Your goal: Retype the whole listing, please, keeping every line exact and dropping the pictures.

Supplied data:
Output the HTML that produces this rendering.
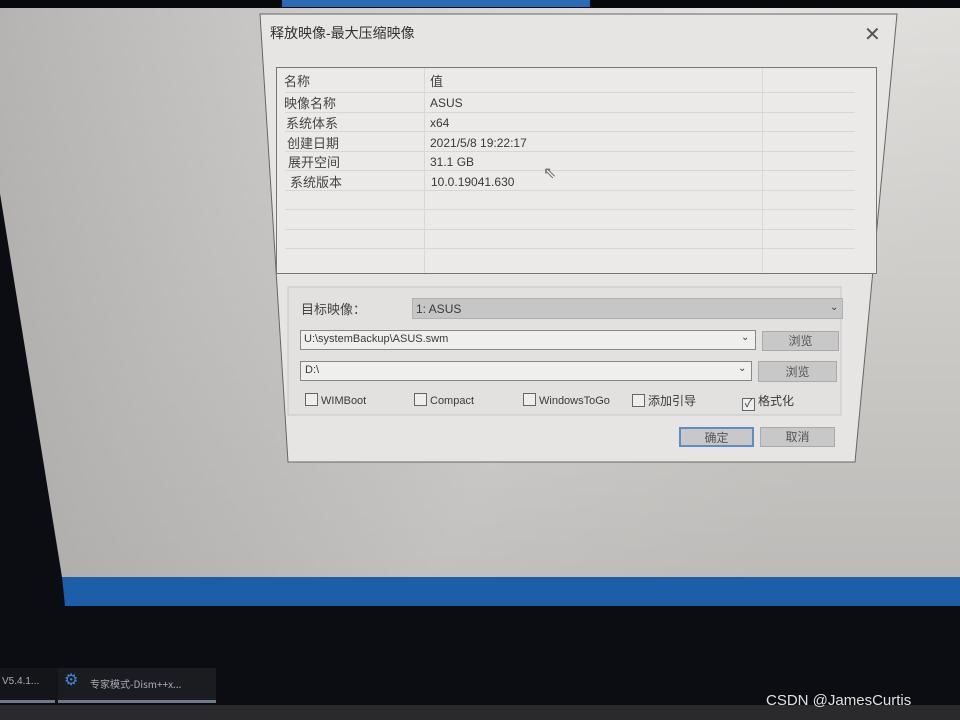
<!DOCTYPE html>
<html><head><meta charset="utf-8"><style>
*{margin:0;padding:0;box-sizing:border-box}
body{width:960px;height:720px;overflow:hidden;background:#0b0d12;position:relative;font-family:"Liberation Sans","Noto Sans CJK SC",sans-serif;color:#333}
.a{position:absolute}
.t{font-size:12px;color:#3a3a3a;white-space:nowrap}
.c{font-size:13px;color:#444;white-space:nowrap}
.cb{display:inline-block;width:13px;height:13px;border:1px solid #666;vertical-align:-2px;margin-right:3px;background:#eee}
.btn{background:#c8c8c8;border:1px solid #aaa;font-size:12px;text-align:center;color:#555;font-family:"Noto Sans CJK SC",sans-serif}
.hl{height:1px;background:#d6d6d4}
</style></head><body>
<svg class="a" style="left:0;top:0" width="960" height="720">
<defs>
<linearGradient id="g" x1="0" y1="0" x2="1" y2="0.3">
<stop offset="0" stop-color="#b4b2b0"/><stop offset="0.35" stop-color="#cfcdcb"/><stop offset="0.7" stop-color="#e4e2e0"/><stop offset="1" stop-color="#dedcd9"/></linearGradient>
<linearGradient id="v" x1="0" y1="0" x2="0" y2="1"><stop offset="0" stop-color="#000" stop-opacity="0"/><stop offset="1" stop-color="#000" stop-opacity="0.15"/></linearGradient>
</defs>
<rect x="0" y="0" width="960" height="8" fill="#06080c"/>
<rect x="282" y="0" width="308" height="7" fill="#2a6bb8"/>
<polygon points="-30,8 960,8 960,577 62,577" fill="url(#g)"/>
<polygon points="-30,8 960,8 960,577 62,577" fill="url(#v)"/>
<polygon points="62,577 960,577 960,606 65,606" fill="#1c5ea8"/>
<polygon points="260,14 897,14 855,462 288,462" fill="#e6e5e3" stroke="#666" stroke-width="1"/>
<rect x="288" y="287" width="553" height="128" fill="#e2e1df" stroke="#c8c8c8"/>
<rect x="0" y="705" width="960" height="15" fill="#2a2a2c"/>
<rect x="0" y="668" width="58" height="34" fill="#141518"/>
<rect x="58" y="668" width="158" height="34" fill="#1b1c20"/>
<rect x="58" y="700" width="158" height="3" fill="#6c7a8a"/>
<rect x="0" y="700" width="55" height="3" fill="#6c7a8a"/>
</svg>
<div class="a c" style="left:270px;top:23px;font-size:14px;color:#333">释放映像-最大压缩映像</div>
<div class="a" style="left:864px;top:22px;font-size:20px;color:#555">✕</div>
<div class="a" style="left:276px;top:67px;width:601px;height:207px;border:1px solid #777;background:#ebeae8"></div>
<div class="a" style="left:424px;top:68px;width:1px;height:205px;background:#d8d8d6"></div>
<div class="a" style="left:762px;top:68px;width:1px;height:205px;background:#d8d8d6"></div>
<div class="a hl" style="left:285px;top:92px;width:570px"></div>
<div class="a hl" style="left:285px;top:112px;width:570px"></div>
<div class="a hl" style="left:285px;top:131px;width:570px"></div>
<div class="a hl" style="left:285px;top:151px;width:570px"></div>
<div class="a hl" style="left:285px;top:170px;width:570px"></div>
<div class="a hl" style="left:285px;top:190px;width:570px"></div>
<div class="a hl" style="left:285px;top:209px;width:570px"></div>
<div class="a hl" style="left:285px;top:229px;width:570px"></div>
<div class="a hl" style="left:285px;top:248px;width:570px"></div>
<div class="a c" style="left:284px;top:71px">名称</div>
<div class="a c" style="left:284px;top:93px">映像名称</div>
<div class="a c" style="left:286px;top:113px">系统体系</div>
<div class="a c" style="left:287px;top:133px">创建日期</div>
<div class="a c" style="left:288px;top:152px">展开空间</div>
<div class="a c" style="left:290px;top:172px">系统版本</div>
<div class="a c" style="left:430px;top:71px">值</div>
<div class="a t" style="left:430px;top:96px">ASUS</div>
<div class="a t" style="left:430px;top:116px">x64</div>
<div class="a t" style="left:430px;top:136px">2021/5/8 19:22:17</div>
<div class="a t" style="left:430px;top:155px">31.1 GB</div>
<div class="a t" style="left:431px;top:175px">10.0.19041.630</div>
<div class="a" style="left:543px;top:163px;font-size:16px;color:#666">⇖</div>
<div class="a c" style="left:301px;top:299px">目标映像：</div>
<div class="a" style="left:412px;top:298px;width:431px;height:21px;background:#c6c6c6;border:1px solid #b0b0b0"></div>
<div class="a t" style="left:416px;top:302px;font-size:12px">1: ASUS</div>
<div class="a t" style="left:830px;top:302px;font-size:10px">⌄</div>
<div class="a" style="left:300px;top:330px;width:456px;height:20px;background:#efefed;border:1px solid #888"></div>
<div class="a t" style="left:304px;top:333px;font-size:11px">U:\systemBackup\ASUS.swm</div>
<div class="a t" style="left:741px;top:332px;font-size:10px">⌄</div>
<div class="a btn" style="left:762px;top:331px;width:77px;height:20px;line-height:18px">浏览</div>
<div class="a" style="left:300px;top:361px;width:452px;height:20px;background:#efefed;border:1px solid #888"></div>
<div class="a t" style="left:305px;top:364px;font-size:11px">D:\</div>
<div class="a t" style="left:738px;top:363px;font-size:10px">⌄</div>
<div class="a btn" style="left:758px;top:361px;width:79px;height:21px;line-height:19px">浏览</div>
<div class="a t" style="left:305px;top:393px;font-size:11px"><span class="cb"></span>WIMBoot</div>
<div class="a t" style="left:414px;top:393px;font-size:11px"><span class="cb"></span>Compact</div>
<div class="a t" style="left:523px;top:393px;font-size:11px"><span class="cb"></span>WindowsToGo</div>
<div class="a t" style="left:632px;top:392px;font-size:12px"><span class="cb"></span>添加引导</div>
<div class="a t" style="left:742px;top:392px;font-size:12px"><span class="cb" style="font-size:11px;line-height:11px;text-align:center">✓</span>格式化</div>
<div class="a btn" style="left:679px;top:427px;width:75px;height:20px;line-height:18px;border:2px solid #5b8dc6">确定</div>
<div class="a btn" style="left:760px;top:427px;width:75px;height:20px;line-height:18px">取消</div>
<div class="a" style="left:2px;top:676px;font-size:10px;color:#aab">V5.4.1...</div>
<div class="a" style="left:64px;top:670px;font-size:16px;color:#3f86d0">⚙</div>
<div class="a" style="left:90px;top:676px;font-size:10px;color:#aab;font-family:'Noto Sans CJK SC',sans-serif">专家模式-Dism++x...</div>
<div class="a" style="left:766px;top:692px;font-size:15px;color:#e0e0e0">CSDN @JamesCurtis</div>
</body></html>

Answer for this exercise:
Output the HTML that produces this rendering.
<!DOCTYPE html>
<html><head><meta charset="utf-8"><style>
*{margin:0;padding:0;box-sizing:border-box}
body{width:960px;height:720px;overflow:hidden;background:#0b0d12;position:relative;font-family:"Liberation Sans","Noto Sans CJK SC",sans-serif;color:#333}
.a{position:absolute}
.t{font-size:12px;color:#3a3a3a;white-space:nowrap}
.c{font-size:13px;color:#444;white-space:nowrap}
.cb{display:inline-block;width:13px;height:13px;border:1px solid #666;vertical-align:-2px;margin-right:3px;background:#eee}
.btn{background:#c8c8c8;border:1px solid #aaa;font-size:12px;text-align:center;color:#555;font-family:"Noto Sans CJK SC",sans-serif}
.hl{height:1px;background:#d6d6d4}
</style></head><body>
<svg class="a" style="left:0;top:0" width="960" height="720">
<defs>
<linearGradient id="g" x1="0" y1="0" x2="1" y2="0.3">
<stop offset="0" stop-color="#b4b2b0"/><stop offset="0.35" stop-color="#cfcdcb"/><stop offset="0.7" stop-color="#e4e2e0"/><stop offset="1" stop-color="#dedcd9"/></linearGradient>
<linearGradient id="v" x1="0" y1="0" x2="0" y2="1"><stop offset="0" stop-color="#000" stop-opacity="0"/><stop offset="1" stop-color="#000" stop-opacity="0.15"/></linearGradient>
</defs>
<rect x="0" y="0" width="960" height="8" fill="#06080c"/>
<rect x="282" y="0" width="308" height="7" fill="#2a6bb8"/>
<polygon points="-30,8 960,8 960,577 62,577" fill="url(#g)"/>
<polygon points="-30,8 960,8 960,577 62,577" fill="url(#v)"/>
<polygon points="62,577 960,577 960,606 65,606" fill="#1c5ea8"/>
<polygon points="260,14 897,14 855,462 288,462" fill="#e6e5e3" stroke="#666" stroke-width="1"/>
<rect x="288" y="287" width="553" height="128" fill="#e2e1df" stroke="#c8c8c8"/>
<rect x="0" y="705" width="960" height="15" fill="#2a2a2c"/>
<rect x="0" y="668" width="58" height="34" fill="#141518"/>
<rect x="58" y="668" width="158" height="34" fill="#1b1c20"/>
<rect x="58" y="700" width="158" height="3" fill="#6c7a8a"/>
<rect x="0" y="700" width="55" height="3" fill="#6c7a8a"/>
</svg>
<div class="a c" style="left:270px;top:23px;font-size:14px;color:#333">释放映像-最大压缩映像</div>
<div class="a" style="left:864px;top:22px;font-size:20px;color:#555">✕</div>
<div class="a" style="left:276px;top:67px;width:601px;height:207px;border:1px solid #777;background:#ebeae8"></div>
<div class="a" style="left:424px;top:68px;width:1px;height:205px;background:#d8d8d6"></div>
<div class="a" style="left:762px;top:68px;width:1px;height:205px;background:#d8d8d6"></div>
<div class="a hl" style="left:285px;top:92px;width:570px"></div>
<div class="a hl" style="left:285px;top:112px;width:570px"></div>
<div class="a hl" style="left:285px;top:131px;width:570px"></div>
<div class="a hl" style="left:285px;top:151px;width:570px"></div>
<div class="a hl" style="left:285px;top:170px;width:570px"></div>
<div class="a hl" style="left:285px;top:190px;width:570px"></div>
<div class="a hl" style="left:285px;top:209px;width:570px"></div>
<div class="a hl" style="left:285px;top:229px;width:570px"></div>
<div class="a hl" style="left:285px;top:248px;width:570px"></div>
<div class="a c" style="left:284px;top:71px">名称</div>
<div class="a c" style="left:284px;top:93px">映像名称</div>
<div class="a c" style="left:286px;top:113px">系统体系</div>
<div class="a c" style="left:287px;top:133px">创建日期</div>
<div class="a c" style="left:288px;top:152px">展开空间</div>
<div class="a c" style="left:290px;top:172px">系统版本</div>
<div class="a c" style="left:430px;top:71px">值</div>
<div class="a t" style="left:430px;top:96px">ASUS</div>
<div class="a t" style="left:430px;top:116px">x64</div>
<div class="a t" style="left:430px;top:136px">2021/5/8 19:22:17</div>
<div class="a t" style="left:430px;top:155px">31.1 GB</div>
<div class="a t" style="left:431px;top:175px">10.0.19041.630</div>
<div class="a" style="left:543px;top:163px;font-size:16px;color:#666">⇖</div>
<div class="a c" style="left:301px;top:299px">目标映像：</div>
<div class="a" style="left:412px;top:298px;width:431px;height:21px;background:#c6c6c6;border:1px solid #b0b0b0"></div>
<div class="a t" style="left:416px;top:302px;font-size:12px">1: ASUS</div>
<div class="a t" style="left:830px;top:302px;font-size:10px">⌄</div>
<div class="a" style="left:300px;top:330px;width:456px;height:20px;background:#efefed;border:1px solid #888"></div>
<div class="a t" style="left:304px;top:333px;font-size:11px">U:\systemBackup\ASUS.swm</div>
<div class="a t" style="left:741px;top:332px;font-size:10px">⌄</div>
<div class="a btn" style="left:762px;top:331px;width:77px;height:20px;line-height:18px">浏览</div>
<div class="a" style="left:300px;top:361px;width:452px;height:20px;background:#efefed;border:1px solid #888"></div>
<div class="a t" style="left:305px;top:364px;font-size:11px">D:\</div>
<div class="a t" style="left:738px;top:363px;font-size:10px">⌄</div>
<div class="a btn" style="left:758px;top:361px;width:79px;height:21px;line-height:19px">浏览</div>
<div class="a t" style="left:305px;top:393px;font-size:11px"><span class="cb"></span>WIMBoot</div>
<div class="a t" style="left:414px;top:393px;font-size:11px"><span class="cb"></span>Compact</div>
<div class="a t" style="left:523px;top:393px;font-size:11px"><span class="cb"></span>WindowsToGo</div>
<div class="a t" style="left:632px;top:392px;font-size:12px"><span class="cb"></span>添加引导</div>
<div class="a t" style="left:742px;top:392px;font-size:12px"><span class="cb" style="font-size:11px;line-height:11px;text-align:center">✓</span>格式化</div>
<div class="a btn" style="left:679px;top:427px;width:75px;height:20px;line-height:18px;border:2px solid #5b8dc6">确定</div>
<div class="a btn" style="left:760px;top:427px;width:75px;height:20px;line-height:18px">取消</div>
<div class="a" style="left:2px;top:676px;font-size:10px;color:#aab">V5.4.1...</div>
<div class="a" style="left:64px;top:670px;font-size:16px;color:#3f86d0">⚙</div>
<div class="a" style="left:90px;top:676px;font-size:10px;color:#aab;font-family:'Noto Sans CJK SC',sans-serif">专家模式-Dism++x...</div>
<div class="a" style="left:766px;top:692px;font-size:15px;color:#e0e0e0">CSDN @JamesCurtis</div>
</body></html>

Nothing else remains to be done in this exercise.